Norwood News – Saturday, 26 April 1890

FOR Sale, cheap, new Tradesman’s Cart; first class – Apply, Leaper, Hadlow Place, Anerley Road, close to Palace Low Level Station.

Norwood News – Saturday, 9 May 1891

WINDOWS Cleaned: Empty Houses Cleaned, on moderate terms.  AB., 3, Hadlow-place, Anerley-Road, Upper Norwood

Essex Newsman – Saturday, 16 May 1891


In reference to an affiliation case which came before the Witham bench on April 28, Mr FH Bright of Malden, applied to the magistrates on Tuesday for a summons for perjury against one of the witnesses for the defence. – The defendant in the case was a man named Herbert Towler, a greengrocer, of 9 Hadlow-place, Anerley; and the complainant Alice Lynn of Tolleshunt Major [Essex]. – In her evidence the complainant said she went to live at Anerley in 1887, and she there became acquainted with the defendant and eventually they were engaged to be married.  The defendant was intimate with her several times and in July 1889, she discovered she was pregnant; she told him of her condition, and he said they would have to get married.  Defendant had repeatedly promised to marry her, and in fact he went to Penge to see how much it would cost to be married.  Defendant had been to her home in Beckingham, Tolleshunt Major several times and had told her mother that they were going to be married.  She had received a number of letters from him in which he said he “was so disappointed at not seeing her dear face at the window,” and was anxiously awaiting another opportunity for a “sweet kiss”.  In referring to a book she had lent him, he said he was especially interested in the part about “trifling with the affections”.  She was confined of a male child in April 1890, at her mother’s house at Beckingham, Tolleshunt Major.  She had written to defendant several times since her confinement, but she had received no reply.  She denied having been intimate with anyone else.
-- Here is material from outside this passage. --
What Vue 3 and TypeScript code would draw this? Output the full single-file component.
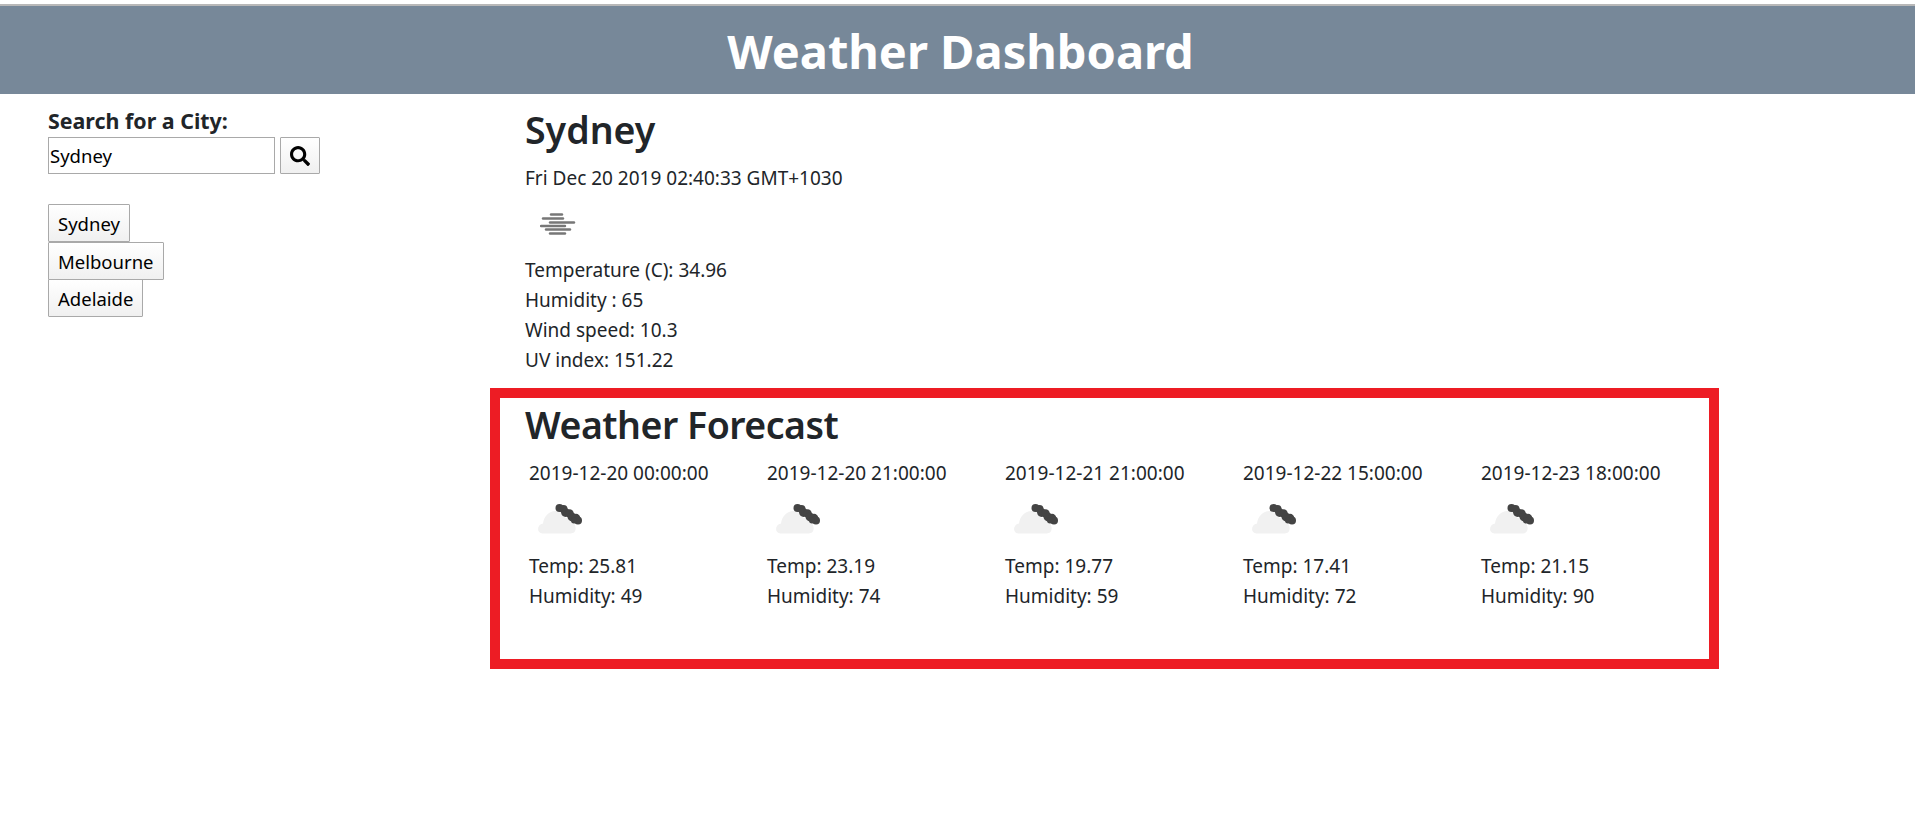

The defendant, who was called for the complainant, did not deny his intimacy with the complainant, but said there were others who had been just as intimate.  He had acted straightforwardly with the girl until he found that she had not been true to him.  He had made arrangements to get married, but when he told his brothers they said they had been intimate with complainant all the time he had been walking out with her, and when he went to her and told her in the presence of his brother, she did not deny it.  He would have acted honourably towards her, and would have married her, but when his own brothers told him how false she had been to him, he could not.  He would have nothing to do with her after this.  He denied the paternity of the child and could not tell whose it was, “as there were so many”.  Thomas Towler, a cabman, of 49 St Hugh’s-road, Anerley, brother of the defendant deposed that complainant went to his house when she came back from the country in April 1889, and stayed there two months. While she was there he was intimate with her eight or nine times.  He was a married man and had been married five years. His wife was alive and was still living with him. He had three children. He had committed adultery with this girl. His wife had gone out shopping when it took place. The complainant would never leave him alone while she was at his house; she was always messing him about. When his brother informed him he was going to marry complainant he told him he was going to marry wrongly.

Harry Towler, fishmonger, of 9 Hadlow-place, Anerley, said he had been intimate with complainant plenty of times and he thought she should be ashamed of herself for summoning his brother, the character she knew she was.  He knew his brother was engaged to her, and he (witness) was intimate with her all the time.  He did not know his brother was going to be married to her.  When his brother told him he was going to marry her, he said he would not like to see him marry a girl like that and told him of what had taken place.  He went with his brother to her and she admitted it and acknowledged that she had not been true to him.  There were others who had been intimate with her.  He had been intimate with her hundreds of times.  It was while she was living at 50 Thicket-road.  The child might be his more than his brothers.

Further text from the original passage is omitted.